# [WHAT IS REQUIRED]
Leave out every picture, then transcribe the rest of the listing exactly.

# [INFORMATION PROVIDED]

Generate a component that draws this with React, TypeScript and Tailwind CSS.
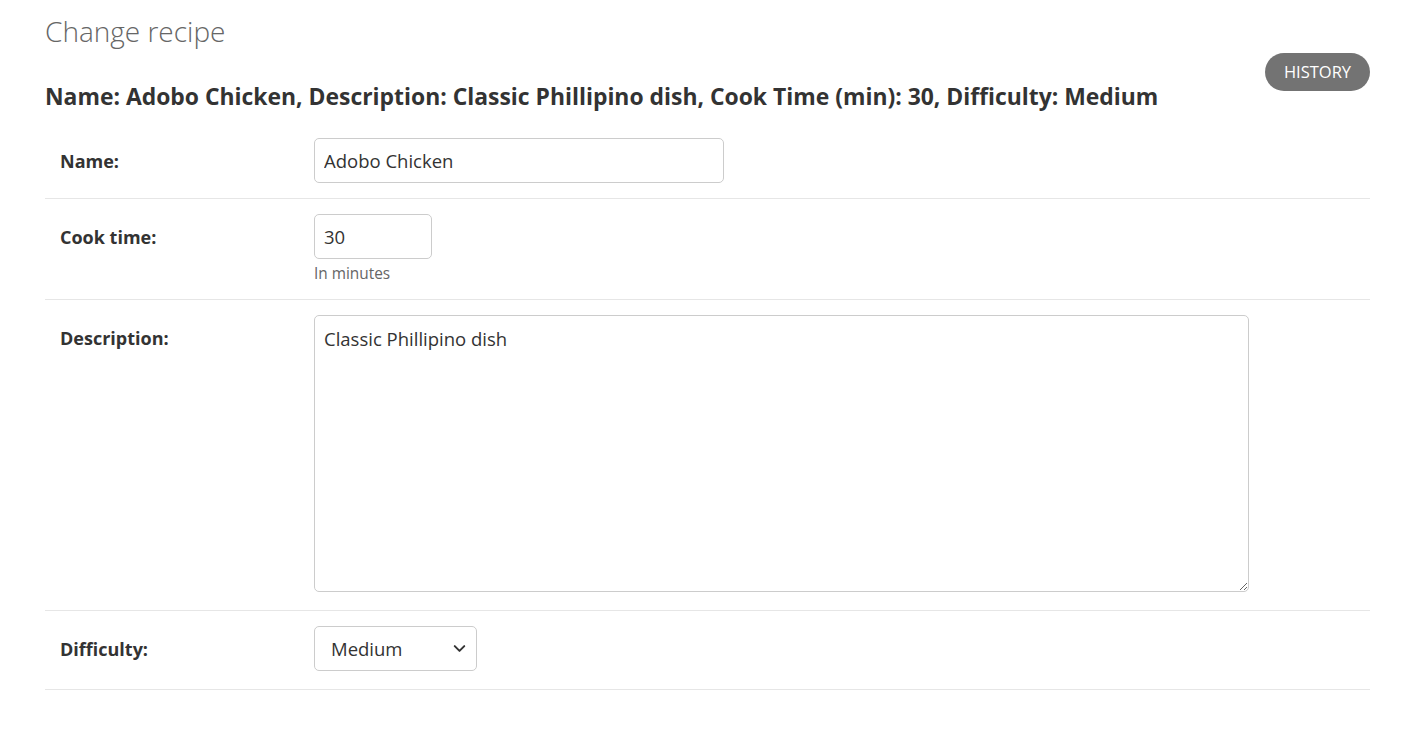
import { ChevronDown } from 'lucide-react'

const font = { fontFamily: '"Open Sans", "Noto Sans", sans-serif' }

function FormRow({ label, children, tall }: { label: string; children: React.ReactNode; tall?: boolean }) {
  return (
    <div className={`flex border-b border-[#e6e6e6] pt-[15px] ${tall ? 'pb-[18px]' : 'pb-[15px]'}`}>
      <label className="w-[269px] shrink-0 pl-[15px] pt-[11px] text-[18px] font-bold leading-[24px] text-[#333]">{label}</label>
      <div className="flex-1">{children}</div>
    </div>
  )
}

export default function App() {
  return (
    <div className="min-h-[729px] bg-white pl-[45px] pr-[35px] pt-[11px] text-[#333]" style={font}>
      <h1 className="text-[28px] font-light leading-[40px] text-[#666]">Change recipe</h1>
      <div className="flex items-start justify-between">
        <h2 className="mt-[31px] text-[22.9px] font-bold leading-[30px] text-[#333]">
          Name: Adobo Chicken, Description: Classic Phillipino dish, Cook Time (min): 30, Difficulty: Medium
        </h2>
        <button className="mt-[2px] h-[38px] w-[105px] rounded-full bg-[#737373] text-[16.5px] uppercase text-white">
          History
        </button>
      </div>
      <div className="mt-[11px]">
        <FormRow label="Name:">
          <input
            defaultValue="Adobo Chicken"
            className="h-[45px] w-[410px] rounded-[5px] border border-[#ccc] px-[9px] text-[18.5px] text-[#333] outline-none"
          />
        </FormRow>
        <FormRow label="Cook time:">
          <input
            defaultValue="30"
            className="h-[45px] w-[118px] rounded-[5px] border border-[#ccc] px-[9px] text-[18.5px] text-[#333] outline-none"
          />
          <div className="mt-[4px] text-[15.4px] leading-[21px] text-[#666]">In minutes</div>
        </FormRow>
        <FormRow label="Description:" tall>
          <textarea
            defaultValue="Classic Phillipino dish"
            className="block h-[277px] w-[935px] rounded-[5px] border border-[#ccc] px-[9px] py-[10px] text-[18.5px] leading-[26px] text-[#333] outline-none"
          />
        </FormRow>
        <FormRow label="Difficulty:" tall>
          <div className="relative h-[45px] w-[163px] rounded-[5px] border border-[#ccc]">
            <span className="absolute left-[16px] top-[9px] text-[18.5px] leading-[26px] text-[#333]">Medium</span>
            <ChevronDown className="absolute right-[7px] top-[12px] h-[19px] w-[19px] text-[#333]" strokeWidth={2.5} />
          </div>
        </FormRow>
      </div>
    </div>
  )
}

# [SOLUTION]
Generate a component that draws this with React, TypeScript and Tailwind CSS.
import { ChevronDown } from 'lucide-react'

const font = { fontFamily: '"Open Sans", "Noto Sans", sans-serif' }

function FormRow({ label, children, tall }: { label: string; children: React.ReactNode; tall?: boolean }) {
  return (
    <div className={`flex border-b border-[#e6e6e6] pt-[15px] ${tall ? 'pb-[18px]' : 'pb-[15px]'}`}>
      <label className="w-[269px] shrink-0 pl-[15px] pt-[11px] text-[18px] font-bold leading-[24px] text-[#333]">{label}</label>
      <div className="flex-1">{children}</div>
    </div>
  )
}

export default function App() {
  return (
    <div className="min-h-[729px] bg-white pl-[45px] pr-[35px] pt-[11px] text-[#333]" style={font}>
      <h1 className="text-[28px] font-light leading-[40px] text-[#666]">Change recipe</h1>
      <div className="flex items-start justify-between">
        <h2 className="mt-[31px] text-[22.9px] font-bold leading-[30px] text-[#333]">
          Name: Adobo Chicken, Description: Classic Phillipino dish, Cook Time (min): 30, Difficulty: Medium
        </h2>
        <button className="mt-[2px] h-[38px] w-[105px] rounded-full bg-[#737373] text-[16.5px] uppercase text-white">
          History
        </button>
      </div>
      <div className="mt-[11px]">
        <FormRow label="Name:">
          <input
            defaultValue="Adobo Chicken"
            className="h-[45px] w-[410px] rounded-[5px] border border-[#ccc] px-[9px] text-[18.5px] text-[#333] outline-none"
          />
        </FormRow>
        <FormRow label="Cook time:">
          <input
            defaultValue="30"
            className="h-[45px] w-[118px] rounded-[5px] border border-[#ccc] px-[9px] text-[18.5px] text-[#333] outline-none"
          />
          <div className="mt-[4px] text-[15.4px] leading-[21px] text-[#666]">In minutes</div>
        </FormRow>
        <FormRow label="Description:" tall>
          <textarea
            defaultValue="Classic Phillipino dish"
            className="block h-[277px] w-[935px] rounded-[5px] border border-[#ccc] px-[9px] py-[10px] text-[18.5px] leading-[26px] text-[#333] outline-none"
          />
        </FormRow>
        <FormRow label="Difficulty:" tall>
          <div className="relative h-[45px] w-[163px] rounded-[5px] border border-[#ccc]">
            <span className="absolute left-[16px] top-[9px] text-[18.5px] leading-[26px] text-[#333]">Medium</span>
            <ChevronDown className="absolute right-[7px] top-[12px] h-[19px] w-[19px] text-[#333]" strokeWidth={2.5} />
          </div>
        </FormRow>
      </div>
    </div>
  )
}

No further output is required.